▶ **Exercise prompt**: Quote the listing below in full and exactly as written, but omit every picture.

.....

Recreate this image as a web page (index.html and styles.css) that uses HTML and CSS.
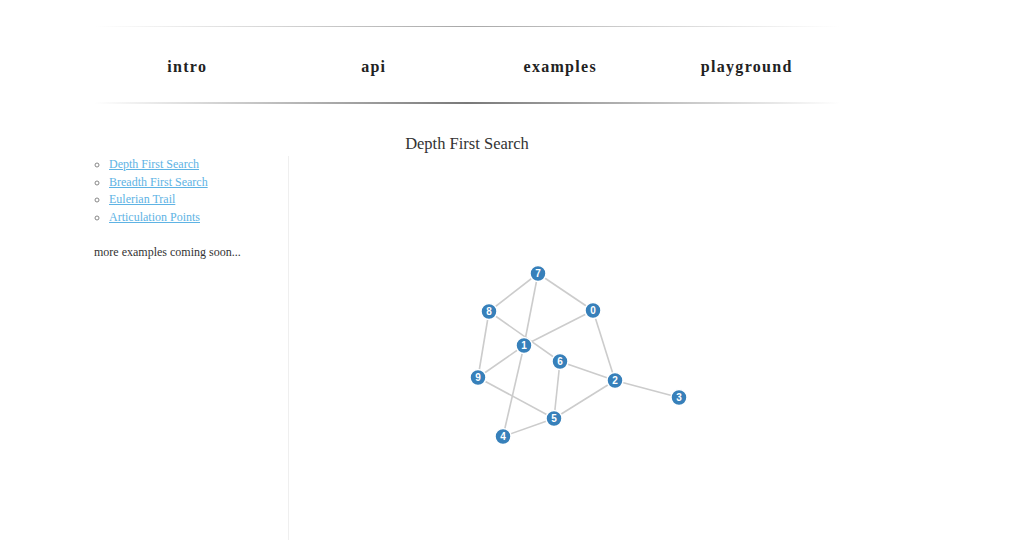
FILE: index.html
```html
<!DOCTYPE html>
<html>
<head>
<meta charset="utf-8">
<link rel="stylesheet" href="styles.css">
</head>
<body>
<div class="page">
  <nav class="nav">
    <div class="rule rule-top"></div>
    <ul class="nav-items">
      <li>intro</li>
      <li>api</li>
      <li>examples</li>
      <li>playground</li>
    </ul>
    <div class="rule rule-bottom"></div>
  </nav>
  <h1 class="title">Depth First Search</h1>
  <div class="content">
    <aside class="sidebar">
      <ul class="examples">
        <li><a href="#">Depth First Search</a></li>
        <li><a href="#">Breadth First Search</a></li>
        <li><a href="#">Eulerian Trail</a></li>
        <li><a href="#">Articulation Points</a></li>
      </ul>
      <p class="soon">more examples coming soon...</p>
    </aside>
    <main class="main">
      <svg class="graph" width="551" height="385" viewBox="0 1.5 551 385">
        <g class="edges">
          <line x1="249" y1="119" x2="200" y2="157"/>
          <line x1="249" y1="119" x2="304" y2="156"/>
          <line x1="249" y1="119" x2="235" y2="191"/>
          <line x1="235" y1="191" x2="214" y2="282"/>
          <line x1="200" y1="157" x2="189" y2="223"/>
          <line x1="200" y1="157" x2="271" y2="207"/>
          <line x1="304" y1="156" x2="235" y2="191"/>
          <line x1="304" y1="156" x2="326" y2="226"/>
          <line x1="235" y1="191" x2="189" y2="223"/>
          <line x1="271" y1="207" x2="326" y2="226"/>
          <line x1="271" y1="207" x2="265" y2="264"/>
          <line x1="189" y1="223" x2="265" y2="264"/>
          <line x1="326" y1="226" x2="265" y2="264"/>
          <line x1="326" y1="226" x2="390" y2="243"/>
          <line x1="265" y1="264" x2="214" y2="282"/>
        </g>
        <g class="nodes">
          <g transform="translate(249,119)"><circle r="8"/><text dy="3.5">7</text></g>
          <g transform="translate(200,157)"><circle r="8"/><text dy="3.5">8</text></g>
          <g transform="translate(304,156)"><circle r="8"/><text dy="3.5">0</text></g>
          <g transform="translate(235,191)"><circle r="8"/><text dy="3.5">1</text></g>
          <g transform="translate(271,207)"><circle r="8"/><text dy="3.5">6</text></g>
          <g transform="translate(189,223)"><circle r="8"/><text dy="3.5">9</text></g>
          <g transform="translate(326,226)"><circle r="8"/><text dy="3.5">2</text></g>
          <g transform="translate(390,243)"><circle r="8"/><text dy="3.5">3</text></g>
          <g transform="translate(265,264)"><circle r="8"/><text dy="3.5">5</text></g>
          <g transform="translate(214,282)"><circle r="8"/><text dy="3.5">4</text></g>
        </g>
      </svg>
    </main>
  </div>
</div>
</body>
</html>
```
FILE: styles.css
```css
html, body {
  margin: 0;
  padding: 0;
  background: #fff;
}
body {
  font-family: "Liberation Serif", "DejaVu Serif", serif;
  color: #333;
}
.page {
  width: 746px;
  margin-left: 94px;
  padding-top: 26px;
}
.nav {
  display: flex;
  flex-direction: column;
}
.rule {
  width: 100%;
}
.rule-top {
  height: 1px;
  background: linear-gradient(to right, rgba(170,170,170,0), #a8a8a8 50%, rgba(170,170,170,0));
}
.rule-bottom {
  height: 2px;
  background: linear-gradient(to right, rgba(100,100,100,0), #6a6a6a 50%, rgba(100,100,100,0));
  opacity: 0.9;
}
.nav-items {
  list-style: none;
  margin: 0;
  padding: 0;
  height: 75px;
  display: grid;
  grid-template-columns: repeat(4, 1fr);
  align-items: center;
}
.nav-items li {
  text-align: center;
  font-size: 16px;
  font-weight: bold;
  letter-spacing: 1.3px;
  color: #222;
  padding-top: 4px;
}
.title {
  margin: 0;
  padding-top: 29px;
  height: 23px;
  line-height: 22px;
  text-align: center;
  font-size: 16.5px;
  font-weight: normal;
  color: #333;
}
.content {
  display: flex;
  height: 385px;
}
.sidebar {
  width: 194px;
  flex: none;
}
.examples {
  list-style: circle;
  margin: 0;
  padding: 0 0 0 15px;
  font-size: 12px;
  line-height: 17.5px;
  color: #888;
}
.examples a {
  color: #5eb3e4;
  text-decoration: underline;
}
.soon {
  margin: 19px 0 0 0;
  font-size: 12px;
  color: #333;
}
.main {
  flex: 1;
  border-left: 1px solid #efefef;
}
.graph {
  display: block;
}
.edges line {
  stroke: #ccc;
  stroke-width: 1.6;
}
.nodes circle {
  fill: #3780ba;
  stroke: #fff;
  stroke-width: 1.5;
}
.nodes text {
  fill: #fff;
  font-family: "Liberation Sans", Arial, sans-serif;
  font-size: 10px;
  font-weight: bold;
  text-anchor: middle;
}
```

.....

▶ **Solution to the exercise**:
Recreate this image as a web page (index.html and styles.css) that uses HTML and CSS.
FILE: index.html
```html
<!DOCTYPE html>
<html>
<head>
<meta charset="utf-8">
<link rel="stylesheet" href="styles.css">
</head>
<body>
<div class="page">
  <nav class="nav">
    <div class="rule rule-top"></div>
    <ul class="nav-items">
      <li>intro</li>
      <li>api</li>
      <li>examples</li>
      <li>playground</li>
    </ul>
    <div class="rule rule-bottom"></div>
  </nav>
  <h1 class="title">Depth First Search</h1>
  <div class="content">
    <aside class="sidebar">
      <ul class="examples">
        <li><a href="#">Depth First Search</a></li>
        <li><a href="#">Breadth First Search</a></li>
        <li><a href="#">Eulerian Trail</a></li>
        <li><a href="#">Articulation Points</a></li>
      </ul>
      <p class="soon">more examples coming soon...</p>
    </aside>
    <main class="main">
      <svg class="graph" width="551" height="385" viewBox="0 1.5 551 385">
        <g class="edges">
          <line x1="249" y1="119" x2="200" y2="157"/>
          <line x1="249" y1="119" x2="304" y2="156"/>
          <line x1="249" y1="119" x2="235" y2="191"/>
          <line x1="235" y1="191" x2="214" y2="282"/>
          <line x1="200" y1="157" x2="189" y2="223"/>
          <line x1="200" y1="157" x2="271" y2="207"/>
          <line x1="304" y1="156" x2="235" y2="191"/>
          <line x1="304" y1="156" x2="326" y2="226"/>
          <line x1="235" y1="191" x2="189" y2="223"/>
          <line x1="271" y1="207" x2="326" y2="226"/>
          <line x1="271" y1="207" x2="265" y2="264"/>
          <line x1="189" y1="223" x2="265" y2="264"/>
          <line x1="326" y1="226" x2="265" y2="264"/>
          <line x1="326" y1="226" x2="390" y2="243"/>
          <line x1="265" y1="264" x2="214" y2="282"/>
        </g>
        <g class="nodes">
          <g transform="translate(249,119)"><circle r="8"/><text dy="3.5">7</text></g>
          <g transform="translate(200,157)"><circle r="8"/><text dy="3.5">8</text></g>
          <g transform="translate(304,156)"><circle r="8"/><text dy="3.5">0</text></g>
          <g transform="translate(235,191)"><circle r="8"/><text dy="3.5">1</text></g>
          <g transform="translate(271,207)"><circle r="8"/><text dy="3.5">6</text></g>
          <g transform="translate(189,223)"><circle r="8"/><text dy="3.5">9</text></g>
          <g transform="translate(326,226)"><circle r="8"/><text dy="3.5">2</text></g>
          <g transform="translate(390,243)"><circle r="8"/><text dy="3.5">3</text></g>
          <g transform="translate(265,264)"><circle r="8"/><text dy="3.5">5</text></g>
          <g transform="translate(214,282)"><circle r="8"/><text dy="3.5">4</text></g>
        </g>
      </svg>
    </main>
  </div>
</div>
</body>
</html>
```
FILE: styles.css
```css
html, body {
  margin: 0;
  padding: 0;
  background: #fff;
}
body {
  font-family: "Liberation Serif", "DejaVu Serif", serif;
  color: #333;
}
.page {
  width: 746px;
  margin-left: 94px;
  padding-top: 26px;
}
.nav {
  display: flex;
  flex-direction: column;
}
.rule {
  width: 100%;
}
.rule-top {
  height: 1px;
  background: linear-gradient(to right, rgba(170,170,170,0), #a8a8a8 50%, rgba(170,170,170,0));
}
.rule-bottom {
  height: 2px;
  background: linear-gradient(to right, rgba(100,100,100,0), #6a6a6a 50%, rgba(100,100,100,0));
  opacity: 0.9;
}
.nav-items {
  list-style: none;
  margin: 0;
  padding: 0;
  height: 75px;
  display: grid;
  grid-template-columns: repeat(4, 1fr);
  align-items: center;
}
.nav-items li {
  text-align: center;
  font-size: 16px;
  font-weight: bold;
  letter-spacing: 1.3px;
  color: #222;
  padding-top: 4px;
}
.title {
  margin: 0;
  padding-top: 29px;
  height: 23px;
  line-height: 22px;
  text-align: center;
  font-size: 16.5px;
  font-weight: normal;
  color: #333;
}
.content {
  display: flex;
  height: 385px;
}
.sidebar {
  width: 194px;
  flex: none;
}
.examples {
  list-style: circle;
  margin: 0;
  padding: 0 0 0 15px;
  font-size: 12px;
  line-height: 17.5px;
  color: #888;
}
.examples a {
  color: #5eb3e4;
  text-decoration: underline;
}
.soon {
  margin: 19px 0 0 0;
  font-size: 12px;
  color: #333;
}
.main {
  flex: 1;
  border-left: 1px solid #efefef;
}
.graph {
  display: block;
}
.edges line {
  stroke: #ccc;
  stroke-width: 1.6;
}
.nodes circle {
  fill: #3780ba;
  stroke: #fff;
  stroke-width: 1.5;
}
.nodes text {
  fill: #fff;
  font-family: "Liberation Sans", Arial, sans-serif;
  font-size: 10px;
  font-weight: bold;
  text-anchor: middle;
}
```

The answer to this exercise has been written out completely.